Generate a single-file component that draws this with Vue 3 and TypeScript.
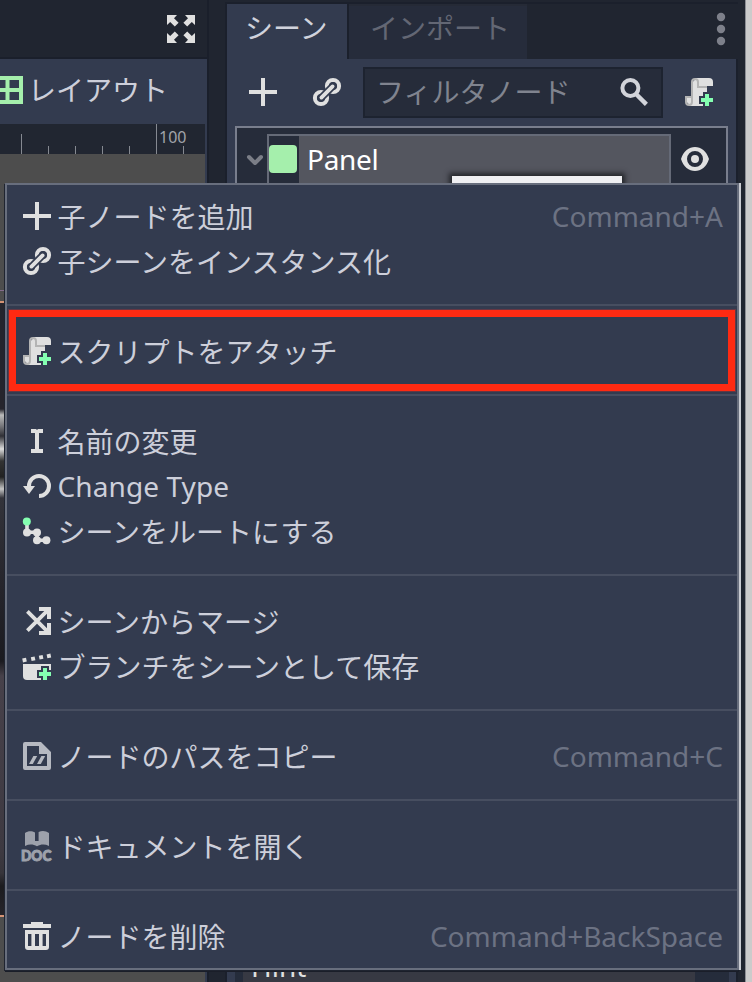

+ + +

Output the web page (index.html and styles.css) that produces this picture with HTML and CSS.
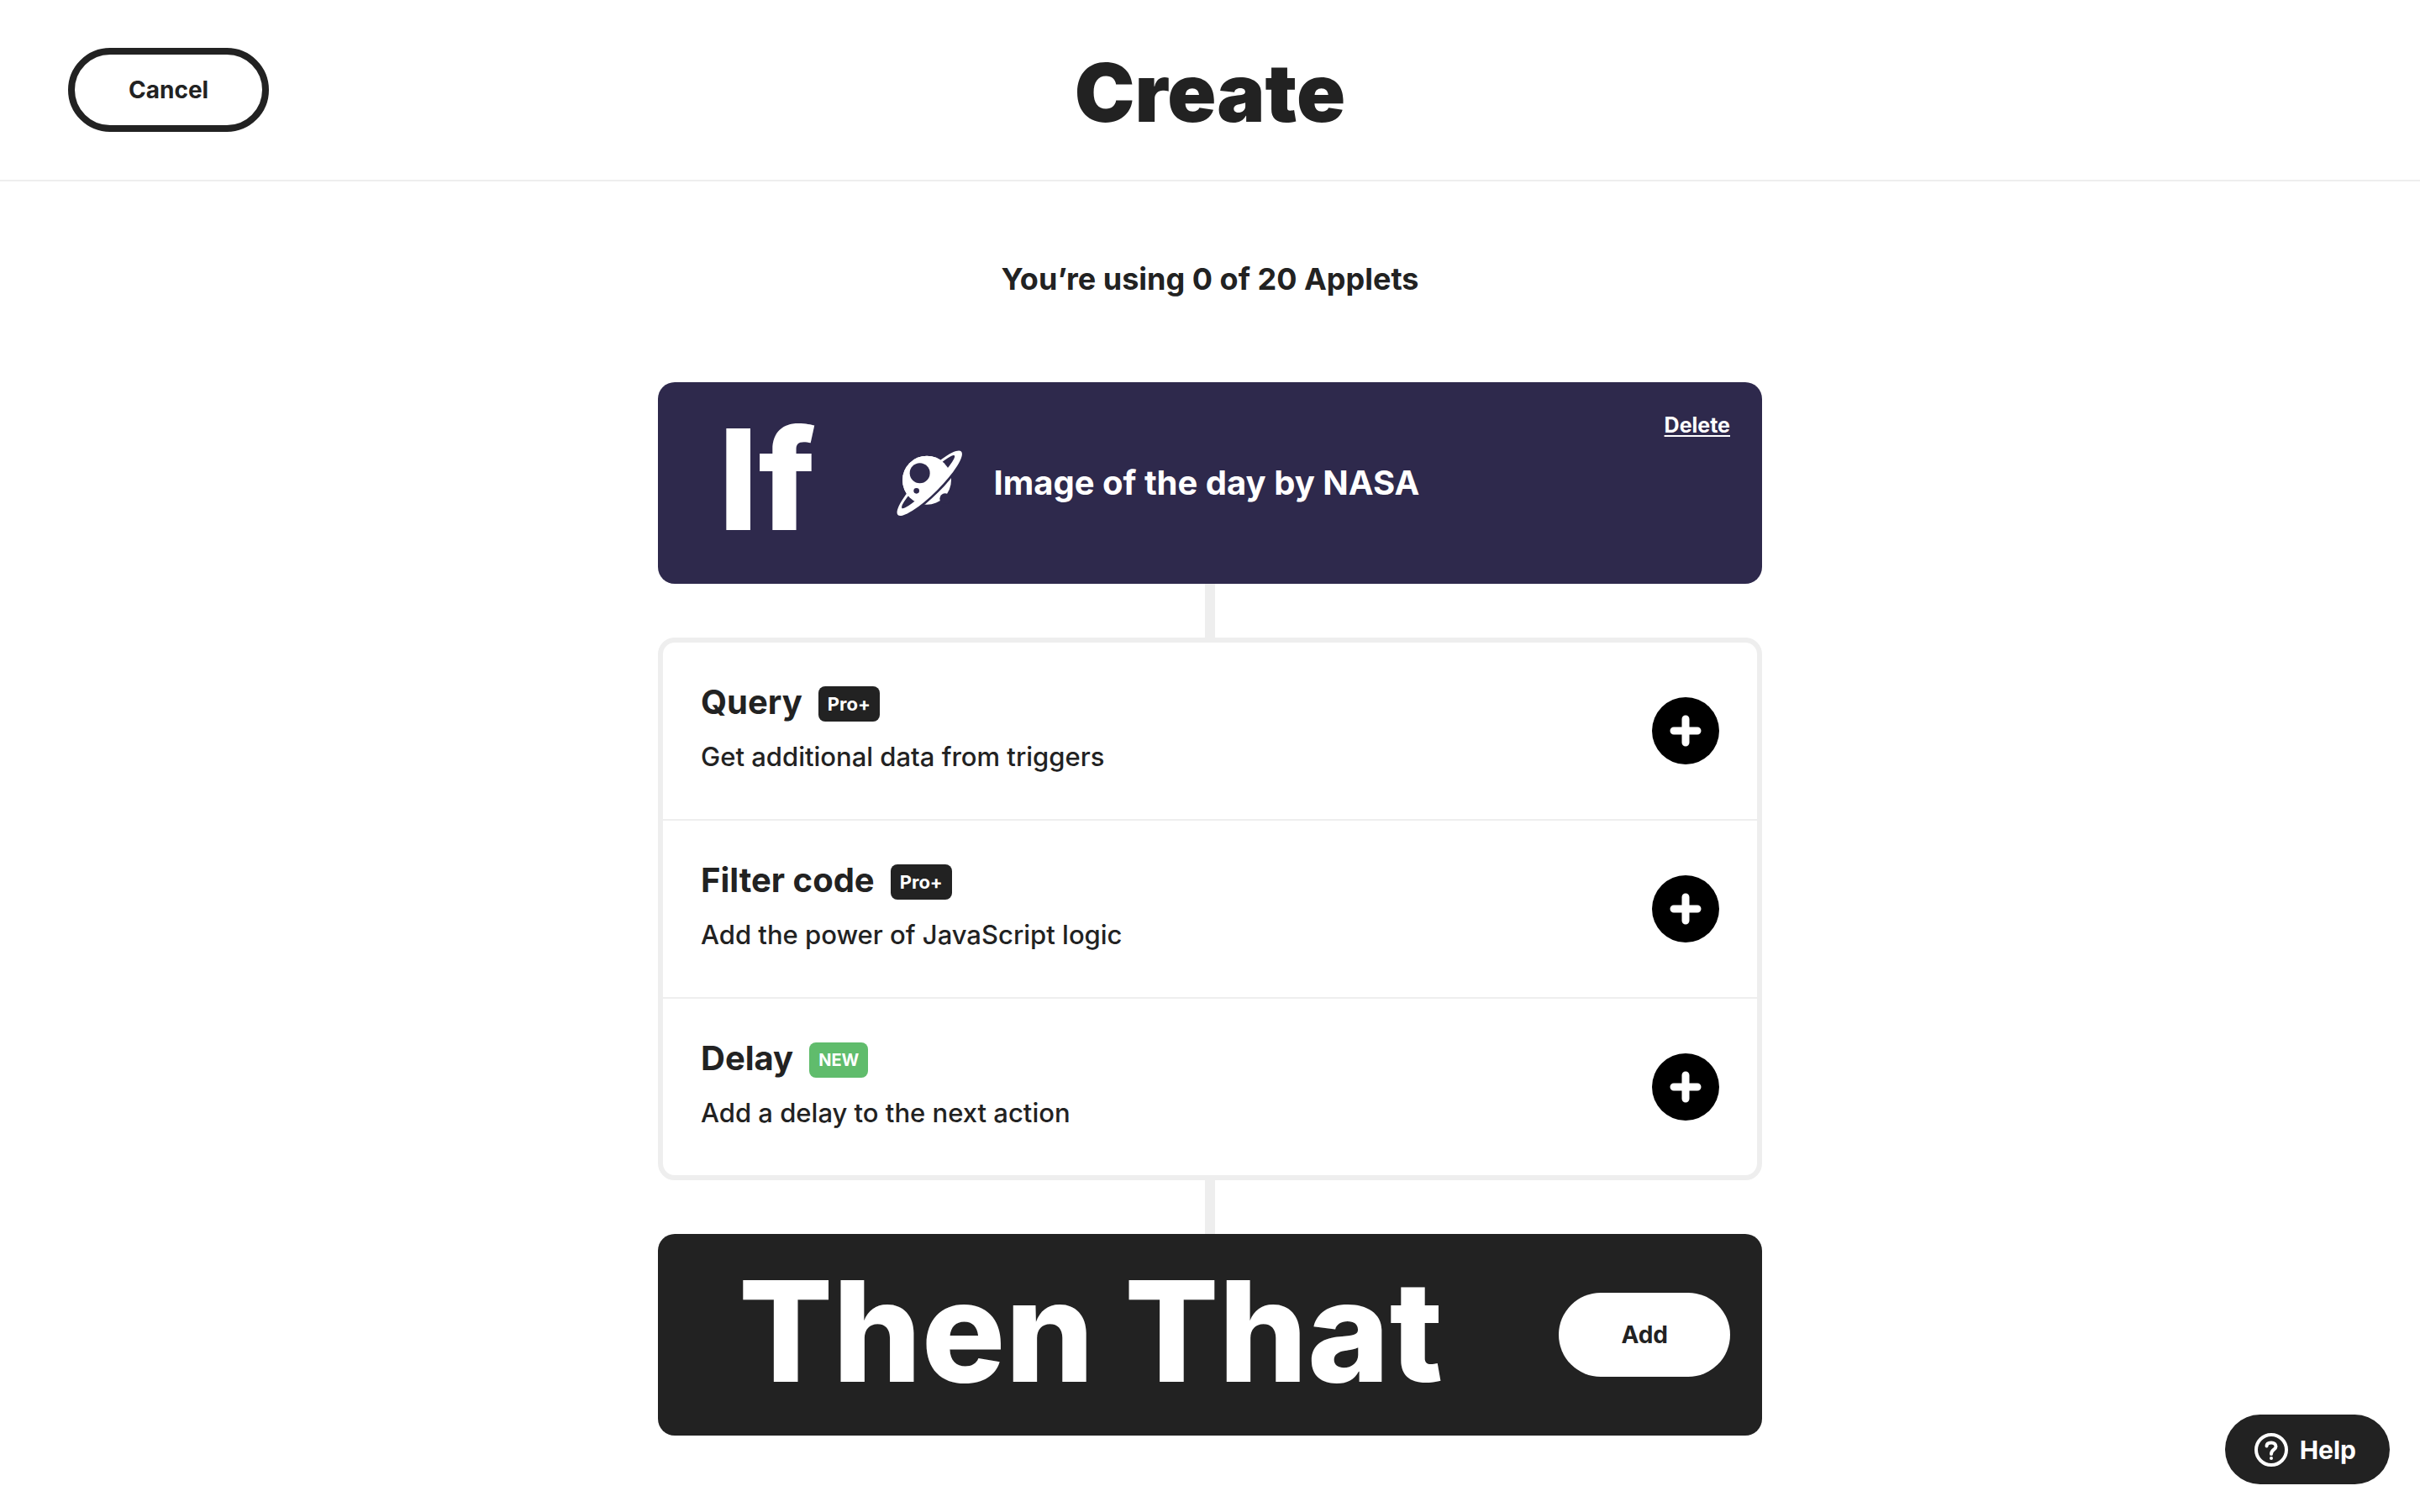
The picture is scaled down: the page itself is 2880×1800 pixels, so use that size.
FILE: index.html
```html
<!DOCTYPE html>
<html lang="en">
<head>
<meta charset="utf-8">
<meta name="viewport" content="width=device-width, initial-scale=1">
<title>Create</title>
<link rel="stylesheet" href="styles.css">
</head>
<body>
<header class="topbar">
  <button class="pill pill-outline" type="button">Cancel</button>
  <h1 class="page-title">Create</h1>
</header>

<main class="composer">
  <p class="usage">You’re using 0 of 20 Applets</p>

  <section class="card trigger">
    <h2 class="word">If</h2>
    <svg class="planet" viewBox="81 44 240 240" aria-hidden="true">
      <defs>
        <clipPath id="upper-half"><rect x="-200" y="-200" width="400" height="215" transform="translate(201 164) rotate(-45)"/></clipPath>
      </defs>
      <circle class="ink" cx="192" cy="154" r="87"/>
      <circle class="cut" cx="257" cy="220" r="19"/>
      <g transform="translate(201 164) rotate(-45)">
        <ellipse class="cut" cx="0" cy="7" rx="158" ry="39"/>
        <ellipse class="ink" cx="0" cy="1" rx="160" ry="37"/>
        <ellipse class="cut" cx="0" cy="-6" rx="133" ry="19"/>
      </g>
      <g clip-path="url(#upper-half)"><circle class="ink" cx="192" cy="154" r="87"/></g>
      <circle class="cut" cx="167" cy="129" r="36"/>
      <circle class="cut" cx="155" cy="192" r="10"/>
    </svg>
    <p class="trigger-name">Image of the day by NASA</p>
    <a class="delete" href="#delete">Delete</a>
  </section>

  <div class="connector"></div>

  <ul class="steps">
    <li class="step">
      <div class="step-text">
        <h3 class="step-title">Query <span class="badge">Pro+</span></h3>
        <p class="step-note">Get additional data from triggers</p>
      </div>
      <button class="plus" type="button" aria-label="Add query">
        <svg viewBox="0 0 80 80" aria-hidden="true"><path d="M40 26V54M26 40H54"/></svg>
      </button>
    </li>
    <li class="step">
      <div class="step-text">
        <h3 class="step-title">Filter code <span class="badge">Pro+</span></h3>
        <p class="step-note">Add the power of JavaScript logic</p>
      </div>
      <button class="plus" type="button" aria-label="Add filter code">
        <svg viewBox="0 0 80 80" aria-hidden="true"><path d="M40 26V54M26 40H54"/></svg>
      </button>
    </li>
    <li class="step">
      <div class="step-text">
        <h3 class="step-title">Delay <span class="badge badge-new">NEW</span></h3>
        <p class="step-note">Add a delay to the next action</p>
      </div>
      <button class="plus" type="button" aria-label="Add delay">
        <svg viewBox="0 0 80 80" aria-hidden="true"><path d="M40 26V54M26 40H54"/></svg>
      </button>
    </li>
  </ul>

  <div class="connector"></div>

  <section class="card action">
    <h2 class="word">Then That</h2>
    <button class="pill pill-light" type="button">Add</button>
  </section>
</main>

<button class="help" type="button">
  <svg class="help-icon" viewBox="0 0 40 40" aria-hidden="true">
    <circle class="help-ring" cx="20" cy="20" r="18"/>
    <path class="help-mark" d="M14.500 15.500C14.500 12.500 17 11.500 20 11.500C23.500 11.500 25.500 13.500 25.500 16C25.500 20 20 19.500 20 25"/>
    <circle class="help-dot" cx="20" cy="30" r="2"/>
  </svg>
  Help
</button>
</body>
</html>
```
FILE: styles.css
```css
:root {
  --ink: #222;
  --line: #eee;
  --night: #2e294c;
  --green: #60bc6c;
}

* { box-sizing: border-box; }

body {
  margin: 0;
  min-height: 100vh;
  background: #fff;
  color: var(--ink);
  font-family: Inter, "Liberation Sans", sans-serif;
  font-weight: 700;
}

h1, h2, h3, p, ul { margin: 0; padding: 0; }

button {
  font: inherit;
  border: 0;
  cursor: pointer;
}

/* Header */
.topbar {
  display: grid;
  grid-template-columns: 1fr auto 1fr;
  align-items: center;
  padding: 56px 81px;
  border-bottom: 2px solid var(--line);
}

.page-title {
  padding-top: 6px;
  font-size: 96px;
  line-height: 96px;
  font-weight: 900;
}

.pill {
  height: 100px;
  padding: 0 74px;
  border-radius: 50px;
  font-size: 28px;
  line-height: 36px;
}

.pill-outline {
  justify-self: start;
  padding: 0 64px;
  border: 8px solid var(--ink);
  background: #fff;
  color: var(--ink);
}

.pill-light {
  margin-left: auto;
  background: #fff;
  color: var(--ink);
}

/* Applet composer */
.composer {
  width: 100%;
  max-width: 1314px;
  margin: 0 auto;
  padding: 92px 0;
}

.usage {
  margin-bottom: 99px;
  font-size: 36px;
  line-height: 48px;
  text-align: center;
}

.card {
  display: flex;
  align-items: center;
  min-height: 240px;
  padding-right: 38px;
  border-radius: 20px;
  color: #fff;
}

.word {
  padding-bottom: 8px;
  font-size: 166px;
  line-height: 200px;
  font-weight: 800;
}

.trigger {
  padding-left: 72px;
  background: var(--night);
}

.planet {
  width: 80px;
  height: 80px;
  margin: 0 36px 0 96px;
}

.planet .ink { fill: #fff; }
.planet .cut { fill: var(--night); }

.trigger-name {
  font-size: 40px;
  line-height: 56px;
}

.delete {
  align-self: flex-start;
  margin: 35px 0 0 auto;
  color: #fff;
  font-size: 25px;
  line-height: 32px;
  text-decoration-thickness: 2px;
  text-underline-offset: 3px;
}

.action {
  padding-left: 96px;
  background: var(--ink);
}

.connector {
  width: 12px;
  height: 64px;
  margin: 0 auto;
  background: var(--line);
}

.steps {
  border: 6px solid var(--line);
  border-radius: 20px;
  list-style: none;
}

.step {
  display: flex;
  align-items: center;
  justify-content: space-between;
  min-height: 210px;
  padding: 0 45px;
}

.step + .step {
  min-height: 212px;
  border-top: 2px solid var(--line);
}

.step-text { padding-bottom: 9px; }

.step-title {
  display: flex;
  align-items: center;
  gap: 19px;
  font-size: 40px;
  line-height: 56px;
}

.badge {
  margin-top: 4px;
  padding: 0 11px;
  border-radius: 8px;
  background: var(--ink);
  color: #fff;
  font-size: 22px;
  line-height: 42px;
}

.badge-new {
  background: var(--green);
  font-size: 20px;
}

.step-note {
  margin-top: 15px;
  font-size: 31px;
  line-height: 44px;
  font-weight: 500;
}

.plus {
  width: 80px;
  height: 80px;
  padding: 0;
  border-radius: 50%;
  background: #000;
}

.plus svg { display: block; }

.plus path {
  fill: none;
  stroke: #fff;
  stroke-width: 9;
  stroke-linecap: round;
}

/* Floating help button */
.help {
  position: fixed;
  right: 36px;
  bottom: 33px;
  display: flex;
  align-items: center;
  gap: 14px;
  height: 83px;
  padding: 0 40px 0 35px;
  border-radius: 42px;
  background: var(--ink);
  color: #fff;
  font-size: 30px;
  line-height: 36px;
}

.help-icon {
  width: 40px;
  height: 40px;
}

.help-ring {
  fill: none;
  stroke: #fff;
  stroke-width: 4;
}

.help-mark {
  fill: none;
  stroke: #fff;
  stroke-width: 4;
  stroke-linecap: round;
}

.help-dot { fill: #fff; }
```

+ + +

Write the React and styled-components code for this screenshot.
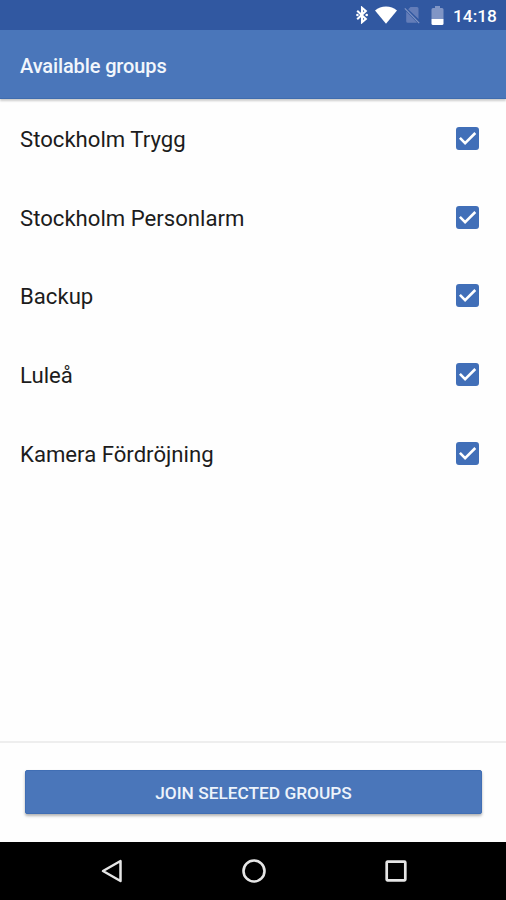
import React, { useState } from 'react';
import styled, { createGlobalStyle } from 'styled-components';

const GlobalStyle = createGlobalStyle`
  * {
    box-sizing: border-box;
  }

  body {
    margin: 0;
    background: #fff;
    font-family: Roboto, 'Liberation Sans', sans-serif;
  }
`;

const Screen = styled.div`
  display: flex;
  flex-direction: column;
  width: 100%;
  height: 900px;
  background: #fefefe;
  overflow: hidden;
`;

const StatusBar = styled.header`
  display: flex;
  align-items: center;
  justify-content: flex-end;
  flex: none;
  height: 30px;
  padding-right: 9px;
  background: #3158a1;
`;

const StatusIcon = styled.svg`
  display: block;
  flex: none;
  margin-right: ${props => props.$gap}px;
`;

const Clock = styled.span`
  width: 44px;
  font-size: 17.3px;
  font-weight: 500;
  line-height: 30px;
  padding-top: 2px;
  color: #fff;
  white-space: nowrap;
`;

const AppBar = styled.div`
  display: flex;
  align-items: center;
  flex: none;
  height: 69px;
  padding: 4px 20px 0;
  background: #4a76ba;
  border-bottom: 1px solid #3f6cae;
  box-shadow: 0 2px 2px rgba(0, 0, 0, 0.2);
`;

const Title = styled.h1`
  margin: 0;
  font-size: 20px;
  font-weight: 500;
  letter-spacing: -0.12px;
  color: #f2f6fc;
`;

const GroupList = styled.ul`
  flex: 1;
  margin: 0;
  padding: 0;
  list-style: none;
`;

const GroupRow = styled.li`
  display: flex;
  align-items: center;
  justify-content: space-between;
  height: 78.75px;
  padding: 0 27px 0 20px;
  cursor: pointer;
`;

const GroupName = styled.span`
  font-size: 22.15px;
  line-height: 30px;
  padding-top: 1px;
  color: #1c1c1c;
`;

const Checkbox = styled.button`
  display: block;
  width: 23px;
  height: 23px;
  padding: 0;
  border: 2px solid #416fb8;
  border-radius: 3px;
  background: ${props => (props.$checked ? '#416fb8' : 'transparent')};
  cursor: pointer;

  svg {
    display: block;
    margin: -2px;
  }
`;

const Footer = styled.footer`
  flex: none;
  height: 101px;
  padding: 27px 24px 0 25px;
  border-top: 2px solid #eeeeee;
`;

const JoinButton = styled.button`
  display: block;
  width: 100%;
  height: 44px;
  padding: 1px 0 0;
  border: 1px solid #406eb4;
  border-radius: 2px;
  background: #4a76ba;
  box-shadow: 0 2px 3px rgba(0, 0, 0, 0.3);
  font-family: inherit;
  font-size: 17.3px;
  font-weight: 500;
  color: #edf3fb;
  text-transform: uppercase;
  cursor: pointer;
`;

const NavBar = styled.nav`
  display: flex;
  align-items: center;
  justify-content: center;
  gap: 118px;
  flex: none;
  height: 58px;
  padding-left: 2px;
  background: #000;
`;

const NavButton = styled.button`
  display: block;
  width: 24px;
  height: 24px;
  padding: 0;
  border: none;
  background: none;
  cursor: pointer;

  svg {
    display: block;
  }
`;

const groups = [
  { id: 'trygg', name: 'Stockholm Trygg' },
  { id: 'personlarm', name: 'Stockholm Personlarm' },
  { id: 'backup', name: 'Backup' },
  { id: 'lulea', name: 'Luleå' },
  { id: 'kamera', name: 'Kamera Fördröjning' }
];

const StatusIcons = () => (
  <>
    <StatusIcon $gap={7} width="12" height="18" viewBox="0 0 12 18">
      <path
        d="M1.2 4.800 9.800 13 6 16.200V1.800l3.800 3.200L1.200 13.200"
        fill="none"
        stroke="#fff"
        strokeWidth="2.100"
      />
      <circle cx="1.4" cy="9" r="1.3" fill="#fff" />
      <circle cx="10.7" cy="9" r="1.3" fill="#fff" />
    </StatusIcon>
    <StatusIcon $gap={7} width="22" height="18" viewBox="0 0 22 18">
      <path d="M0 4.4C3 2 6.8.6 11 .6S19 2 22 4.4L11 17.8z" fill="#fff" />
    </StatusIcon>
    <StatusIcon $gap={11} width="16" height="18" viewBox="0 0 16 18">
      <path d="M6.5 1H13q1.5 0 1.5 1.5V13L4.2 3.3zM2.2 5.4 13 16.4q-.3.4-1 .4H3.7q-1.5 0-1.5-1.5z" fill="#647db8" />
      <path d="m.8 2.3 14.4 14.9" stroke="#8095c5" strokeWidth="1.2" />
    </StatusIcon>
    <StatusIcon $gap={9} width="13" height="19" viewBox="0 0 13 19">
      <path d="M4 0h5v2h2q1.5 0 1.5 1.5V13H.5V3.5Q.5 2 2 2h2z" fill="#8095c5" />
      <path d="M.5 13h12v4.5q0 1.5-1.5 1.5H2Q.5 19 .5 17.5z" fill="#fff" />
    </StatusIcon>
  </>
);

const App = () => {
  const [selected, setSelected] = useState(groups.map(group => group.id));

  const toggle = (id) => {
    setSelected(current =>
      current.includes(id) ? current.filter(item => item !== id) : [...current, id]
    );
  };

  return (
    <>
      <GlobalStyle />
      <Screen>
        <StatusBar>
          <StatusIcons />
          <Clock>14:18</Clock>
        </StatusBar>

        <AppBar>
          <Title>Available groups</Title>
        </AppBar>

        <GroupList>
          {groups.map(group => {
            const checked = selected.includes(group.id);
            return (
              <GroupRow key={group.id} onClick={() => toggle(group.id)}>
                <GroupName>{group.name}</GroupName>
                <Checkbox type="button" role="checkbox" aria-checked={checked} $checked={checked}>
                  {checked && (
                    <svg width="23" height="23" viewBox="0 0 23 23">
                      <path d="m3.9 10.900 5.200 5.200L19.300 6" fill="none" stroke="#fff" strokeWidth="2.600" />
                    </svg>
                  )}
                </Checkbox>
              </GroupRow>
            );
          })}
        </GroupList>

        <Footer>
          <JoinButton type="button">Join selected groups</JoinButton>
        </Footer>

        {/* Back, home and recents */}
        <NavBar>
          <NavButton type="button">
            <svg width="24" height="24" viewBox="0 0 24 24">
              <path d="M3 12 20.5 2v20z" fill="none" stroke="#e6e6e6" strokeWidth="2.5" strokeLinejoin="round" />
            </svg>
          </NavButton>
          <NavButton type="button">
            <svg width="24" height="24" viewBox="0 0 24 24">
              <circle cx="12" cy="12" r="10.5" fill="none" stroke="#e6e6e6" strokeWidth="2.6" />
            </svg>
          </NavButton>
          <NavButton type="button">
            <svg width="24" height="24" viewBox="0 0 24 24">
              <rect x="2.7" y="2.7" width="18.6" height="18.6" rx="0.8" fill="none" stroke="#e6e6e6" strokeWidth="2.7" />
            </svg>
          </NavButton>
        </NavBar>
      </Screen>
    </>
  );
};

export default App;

+ + +

** Directive **
Pull every line containing the word "components" out of the entries above.

** The solution **
Write the React and styled-components code for this screenshot.
import styled, { createGlobalStyle } from 'styled-components';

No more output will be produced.